Theologische Konstruktionen der Malerei um 1800. Friedrich Overbeck und Philipp Otto Runge
Für das Verständnis der Epochenschwelle um 1800 spielt das Verhältnis zwischen Kunst und Religion eine zentrale Rolle. Einerseits wird der Kunst eine Emanzipation gegenüber den verbürgten Formen des Religiösen in Europa unterstellt, andererseits aber auch Ambitionen, selbst mehr und mehr in die Funktionen der Religion einzutreten. Zumal angesichts der durch Säkularisierungsprozesse stark der Erosion ausgesetzten Formen und Heilsverheißungen des überlieferten Christentums emanzipiert sich die Kunst selbst zur bedeutungsgeladenen und sinnstiftenden religiösen Instanz. Es sind diese Ambitionen der Kunst, sich als Religion eigener Art zu verstehen, die gewöhnlich unter dem Begriff der Kunstreligion verhandelt werden: Die Kunst als Ersatzreligion bzw. als Religionsersatz. In diesem Sinne hat die Kunstreligion in den letzten Jahren als Forschungsthema wieder vermehrte Aufmerksamkeit gefunden. Dieser Begriff der Kunstreligion scheint mir der Revision bedürftig. Denn neben den diversen Formulierungen des Religionsersatzes finden sich prominente Positionen, in denen die Kunst – umgekehrt – auf Traditionen der christlichen Religion zurückgeführt wird: Die künstlerische Selbstvergewisserung stützt sich auf theologische Argumente – und dies gilt nicht allein für die Lukasbrüder, die erst neuerdings aus dem Schatten hervorgeholt werden, in den sie wegen ihres vermeintlich reaktionären Christentums lange gestellt wurden. Auch etwa Philipp Otto Runge sucht für seine neue Kunst nach einer theologischen Grundlegung, die jüdisch-christlichen Denktraditionen verpflichtet ist. Während Friedrich Overbeck ein Konzept von Religion in das Zentrum seiner Kunst stellt, entwickelt Runge eine Grundlegung der Kunst aus der Schöpfungstheologie und zwar interessanterweise unter dezidierter Umgehung eines Vergleichs zwischen Schöpfergott und Künstler. Mein Vortrag gibt Stichproben aus einem Forschungsprojekt, das der Reformulierung des Begriffs der Kunstreligion als einem Tableau vielfältiger Wechselbeziehungen zwischen Kunst und Religion im 19./20. Jahrhundert gewidmet ist.

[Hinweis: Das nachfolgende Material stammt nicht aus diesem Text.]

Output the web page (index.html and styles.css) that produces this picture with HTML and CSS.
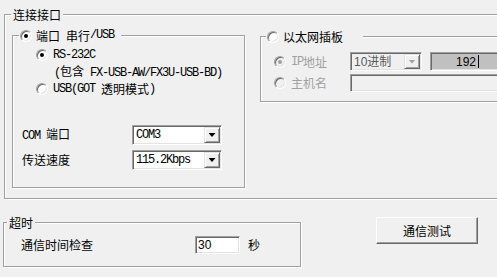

Reinhard Hoeps, geb. 1954. 1974–1980 Studium der katholischen Theologie, Philosophie und Kunstgeschichte in Bonn und Bochum. Promotion 1983, Habilitation 1988. 1983–1993 wissenschaftlicher Mitarbeiter, dann Oberassistent an der Universität zu Köln. Seit 1993 Professor für Systematische Theologie und ihre Didaktik an der Katholisch-Theologischen Fakultät der Universität Münster. Dort seit 1998 Leiter der Arbeitsstelle für christliche Bildtheorie, theologische Ästhetik und Bilddidaktik. Herausgeber des Handbuchs der Bildtheologie (seit 2007).